How a Well-Meaning Bonus Scheme Can Create Hidden Tax Liabilities and Employee Frustration in Small Dutch Businesses
  • Visi tinklaraščiai
  • LINDA PAVAN
  • Enjoyment Moment Bonus Plans, A Trap in Disguise for Small Business Owners
  • 2025 m. rugpjūčio 14 d. pagal
    Linda Pavan

    Why This Matters to Micro and Small Business Owners

    In the Netherlands, we often think of bonus schemes as a motivational tool: “If my team hits targets, they get an extra.” But the recently clarified case on the Enjoyment Moment Bonus Plan (KG:204:2025:15) is a perfect example of how a well-intentioned plan can become a tax headache, especially for small employers who lack the buffer of a large HR and tax department.

    The case revolves around a salary exchange arrangement where an employee can forgo part of their regular salary (minimum 5%) in exchange for participating in a performance-based bonus plan. Targets are measured across the year, and any bonus is paid in April of the following year.

    On paper, it sounds harmless. In practice, it creates a tax timing problem that can hit both you and your employees in the wallet.

    The Core Tax Issue: “Enjoyment Moment”

    The Wage Tax Act 1964 says wages are taxed when they are enjoyed, usually when paid. But Article 13a(2) adds a twist: if salary is received at an unusual time due to an agreement, the law pretends that no deferral exists, and tax is due when the salary would normally have been paid.

    This means:

    • The moment your employee agrees in January to swap salary for a future bonus, the forgone salary is already treated as taxable wages, even though they will only maybe get the bonus the following April.
    • If the bonus is smaller than expected (or zero), there is no refund of payroll tax on the difference. Negative wages are not recognised.

    For micro and small companies, this creates a double challenge:

    1. Cash flow strain. You may have to remit payroll taxes on money the employee hasn’t yet received.
    2. Employee dissatisfaction. If targets aren’t met, the employee effectively pays tax on income they never actually enjoy.

    Why the Law Sees This as “Unusual”

    The tax authorities and courts consider this set-up unusual because:

    • Normally, bonuses are in addition to regular salary, not funded by reducing it.
    • The benefit is uncertain (targets may not be met).
    • Payment is deferred across the year-end boundary, shifting taxable income between years.

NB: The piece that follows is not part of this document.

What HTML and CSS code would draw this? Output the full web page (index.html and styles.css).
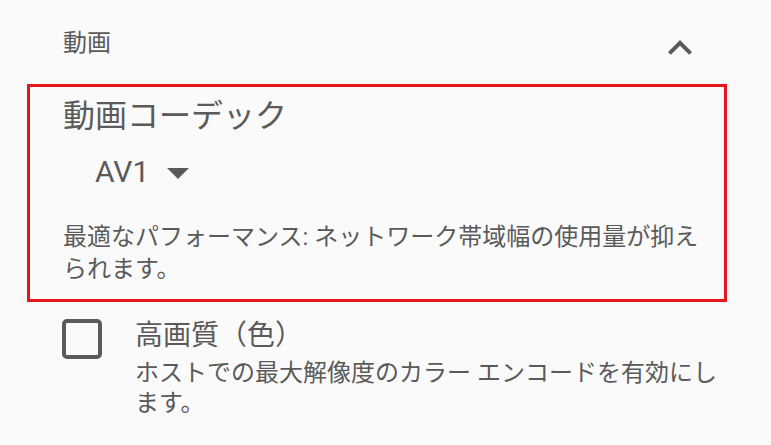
FILE: index.html
```html
<!DOCTYPE html>
<html lang="ja">
<head>
    <meta charset="UTF-8">
    <meta name="viewport" content="width=device-width, initial-scale=1.0">
    <title>動画</title>
    <link rel="stylesheet" href="styles.css">
</head>
<body>

<section class="group">
    <div class="group-header">
        <span class="group-title">動画</span>
        <svg class="chevron" width="48" height="48" viewBox="0 0 24 24">
            <path d="M12 8l-6 6 1.41 1.41L12 10.83l4.59 4.58L18 14z"/>
        </svg>
    </div>

    <!-- 動画コーデック -->
    <div class="pref pref-highlight">
        <div class="pref-title">動画コーデック</div>
        <div class="dropdown">
            <span class="dropdown-value">AV1</span>
            <svg class="dropdown-arrow" width="22" height="11" viewBox="0 0 22 11">
                <polygon points="0,0 22,0 11,11"/>
            </svg>
        </div>
        <p class="pref-summary">最適なパフォーマンス: ネットワーク帯域幅の使用量が抑えられます。</p>
    </div>

    <div class="pref-check">
        <div class="checkbox"></div>
        <div>
            <div class="check-title">高画質（色）</div>
            <p class="check-summary">ホストでの最大解像度のカラー エンコードを有効にします。</p>
        </div>
    </div>
</section>

</body>
</html>
```

FILE: styles.css
```css
body {
    margin: 0;
    padding: 0;
    background-color: #fafafa;
    color: #5a5a5a;
    font-family: Roboto, "Noto Sans CJK JP", sans-serif;
}
.group {
    padding-top: 24px;
}
.group-header {
    display: flex;
    justify-content: space-between;
    padding: 0 67px 0 63px;
}
.group-title {
    font-size: 24px;
    line-height: 38px;
}
.chevron {
    display: block;
    fill: #5a5a5a;
}
.pref-highlight {
    margin: 12px 44px 0 27px;
    padding: 9px 14px 14px 33px;
    border: 3px solid #e5161c;
}
.pref-title {
    font-size: 32px;
    line-height: 40px;
}
.dropdown {
    display: flex;
    align-items: center;
    gap: 18px;
    margin: 16px 0 0 32px;
}
.dropdown-value {
    font-size: 30px;
    line-height: 40px;
}
.dropdown-arrow {
    display: block;
    fill: #5a5a5a;
    margin-top: 3px;
}
.pref-summary {
    margin: 29px 0 0;
    font-size: 24px;
    line-height: 32px;
}
.pref-check {
    display: grid;
    grid-template-columns: 40px 1fr;
    gap: 33px;
    margin: 16px 44px 0 62px;
}
.checkbox {
    box-sizing: border-box;
    width: 40px;
    height: 40px;
    margin-top: 1px;
    border: 4px solid #5a5a5a;
    border-radius: 5px;
}
.check-title {
    font-size: 28px;
    line-height: 36px;
}
.check-summary {
    margin: 4px 0 0;
    font-size: 24px;
    line-height: 30px;
}
```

    In Dutch payroll logic, anything that looks like shifting or shaping the salary stream for tax advantage triggers anti-deferral rules. This plan ticks those boxes.

    Practical Risks for Entrepreneurs

    If you run a micro or small company, the main risks are:

    1. Payroll tax miscalculation
      If you mistakenly treat the bonus only as taxable when paid, you underpay payroll tax and face corrections, interest, and possible penalties.
    2. Employee trust damage
      When staff realise they’ve been taxed early and may not get the expected net benefit, they may feel misled, even if your intentions were good.
    3. Administrative complexity
      You need precise payroll coding to ensure the initial wage swap and the later bonus payment are both correctly reported and netted without breaching Article 10 limits.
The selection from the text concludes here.